Beyond finance, blockchain technology is disrupting industries like healthcare, energy, and supply chain management, with regions like the Middle East leading adoption efforts. Bitcoin’s rise signals a decentralized financial revolution with far-reaching implications.
Bitcoin ETFs Overtake Satoshi’s Holdings: A New Era of Institutional Dominance
Spot Bitcoin ETFs have achieved a significant milestone, collectively holding over 1.1 million Bitcoin worth $110 billion—exceeding the estimated holdings of Bitcoin’s pseudonymous creator, Satoshi Nakamoto. Introduced less than a year ago by ten US asset managers, these ETFs have attracted $2.4 billion in inflows this week, coinciding with Bitcoin’s climb past $100,000.

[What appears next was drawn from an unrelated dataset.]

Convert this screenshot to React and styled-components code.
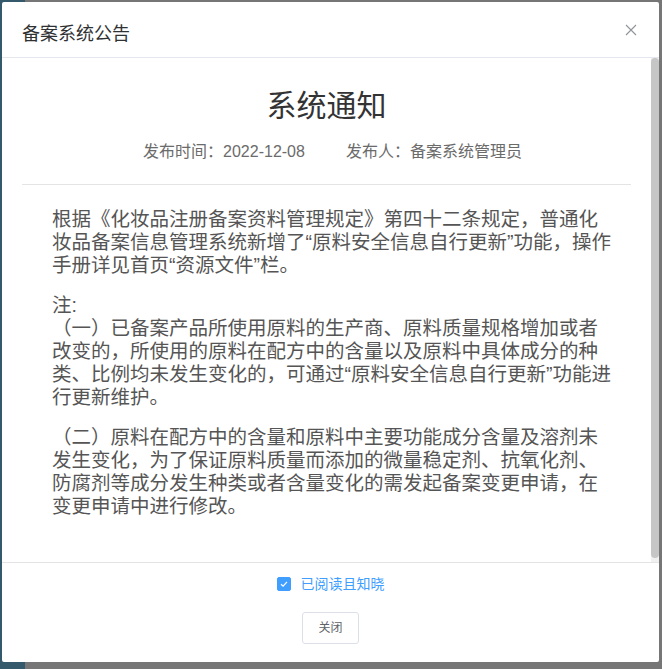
import React, { useState } from 'react'
import styled, { createGlobalStyle } from 'styled-components'

const GlobalStyle = createGlobalStyle`
  html, body {
    margin: 0;
    padding: 0;
    height: 100%;
  }
  body {
    background: linear-gradient(to right, #33596b 0, #33596b 25px, #767676 25px);
    font-family: "Liberation Sans", "Noto Sans CJK SC", sans-serif;
  }
`

const Backdrop = styled.div`
  padding: 2px 3px 7px 2px;
  height: 669px;
  box-sizing: border-box;
  display: flex;
`

const Dialog = styled.div`
  flex: 1;
  background: #fff;
  border-radius: 2px;
  display: flex;
  flex-direction: column;
  overflow: hidden;
`

const Header = styled.div`
  position: relative;
  padding: 20px 20px 11px;
  border-bottom: 1px solid #e4e7ed;
`

const HeaderTitle = styled.span`
  font-size: 18px;
  line-height: 24px;
  color: #303133;
`

const CloseButton = styled.button`
  position: absolute;
  top: 22px;
  right: 22px;
  width: 12px;
  height: 12px;
  padding: 0;
  border: 0;
  background: none;
  cursor: pointer;
  display: flex;
  svg { display: block; }
`

const Body = styled.div`
  flex: 1;
  min-height: 0;
  display: flex;
`

const Scroller = styled.div`
  flex: 1;
  overflow: hidden;
  padding: 0 20px;
`

const Rail = styled.div`
  width: 8px;
  background: #f1f1f1;
  padding-bottom: 4px;
  display: flex;
`

const Thumb = styled.div`
  flex: 1;
  background: #c6c6c6;
  border-radius: 4px;
`

const NoticeTitle = styled.h2`
  margin: 0;
  padding-top: 28px;
  text-align: center;
  font-size: 30px;
  font-weight: 400;
  line-height: 40px;
  color: #333;
`

const Meta = styled.div`
  display: flex;
  justify-content: center;
  gap: 41px;
  margin-top: 14px;
  padding: 0 0 20px 12px;
  border-bottom: 1px solid #e4e4e4;
  font-size: 16px;
  line-height: 24px;
  color: #6b6b6b;
`

const Content = styled.div`
  padding: 23px 17px 20px 30px;
  font-size: 19.5px;
  line-height: 23px;
  color: #555;

  p {
    margin: 0 0 17px;
  }
`

const Footer = styled.div`
  border-top: 1px solid #e4e4e4;
  padding: 11px 20px 18px;
  display: flex;
  flex-direction: column;
  align-items: center;
  gap: 18px;
`

const Agree = styled.label`
  display: flex;
  align-items: center;
  gap: 10px;
  font-size: 14px;
  line-height: 20px;
  color: ${(p) => (p.$checked ? '#409eff' : '#606266')};
  cursor: pointer;
`

const Box = styled.span`
  width: 14px;
  height: 14px;
  border-radius: 2px;
  box-sizing: border-box;
  border: 1px solid ${(p) => (p.$checked ? '#409eff' : '#dcdfe6')};
  background: ${(p) => (p.$checked ? '#409eff' : '#fff')};
  display: flex;
  align-items: center;
  justify-content: center;
`

const Button = styled.button`
  font-family: inherit;
  font-size: 12px;
  line-height: 12px;
  color: #606266;
  background: #fff;
  border: 1px solid #dcdfe6;
  border-radius: 3px;
  padding: 9px 15px;
  cursor: pointer;
`

export default function App() {
  const [checked, setChecked] = useState(true)
  return (
    <>
      <GlobalStyle />
      <Backdrop>
        <Dialog>
          <Header>
            <HeaderTitle>备案系统公告</HeaderTitle>
            <CloseButton aria-label="关闭">
              <svg width="12" height="12" viewBox="0 0 12 12">
                <path d="M1 1L11 11M11 1L1 11" stroke="#909399" strokeWidth="1.1" fill="none" />
              </svg>
            </CloseButton>
          </Header>
          <Body>
            <Scroller>
              <NoticeTitle>系统通知</NoticeTitle>
              <Meta>
                <span>发布时间：2022-12-08</span>
                <span>发布人：备案系统管理员</span>
              </Meta>
              <Content>
                <p>根据《化妆品注册备案资料管理规定》第四十二条规定，普通化妆品备案信息管理系统新增了“原料安全信息自行更新”功能，操作手册详见首页“资源文件”栏。</p>
                <p>
                  注:
                  <br />
                  （一）已备案产品所使用原料的生产商、原料质量规格增加或者改变的，所使用的原料在配方中的含量以及原料中具体成分的种类、比例均未发生变化的，可通过“原料安全信息自行更新”功能进行更新维护。
                </p>
                <p>（二）原料在配方中的含量和原料中主要功能成分含量及溶剂未发生变化，为了保证原料质量而添加的微量稳定剂、抗氧化剂、防腐剂等成分发生种类或者含量变化的需发起备案变更申请，在变更申请中进行修改。</p>
              </Content>
            </Scroller>
            <Rail>
              <Thumb />
            </Rail>
          </Body>
          <Footer>
            <Agree $checked={checked} onClick={() => setChecked(!checked)}>
              <Box $checked={checked}>
                {checked && (
                  <svg width="8" height="8" viewBox="0 0 8 8">
                    <path d="M1 4.2L3.1 6.2L7 1.8" stroke="#fff" strokeWidth="1.2" fill="none" />
                  </svg>
                )}
              </Box>
              已阅读且知晓
            </Agree>
            <Button>关闭</Button>
          </Footer>
        </Dialog>
      </Backdrop>
    </>
  )
}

According to a report by Decrypt, this milestone reflects Bitcoin’s growing integration into mainstream finance, driven by institutional adoption. BlackRock’s iShares Bitcoin Trust alone holds 521,000 BTC, showcasing Wall Street’s impact on the crypto market. The rapid ascent of Bitcoin ETFs highlights their transformative role in Bitcoin’s evolution from a decentralized asset to a global financial instrument.
Conclusion
The cryptocurrency market continues to evolve at a rapid pace, driven by significant developments in Bitcoin and Ethereum. From Bitcoin’s rally supported by potential Fed rate cuts and liquidity boosts to Ethereum’s growing dominance signaling a possible “altseason,” the stage is set for transformative shifts. Institutional adoption, marked by Bitcoin ETFs surpassing Satoshi Nakamoto’s holdings, underscores the mainstream integration of digital assets. As technical indicators highlight both opportunities and caution, 2024 is poised to be a landmark year for cryptocurrencies, reshaping global financial landscapes and accelerating the adoption of blockchain technology across industries.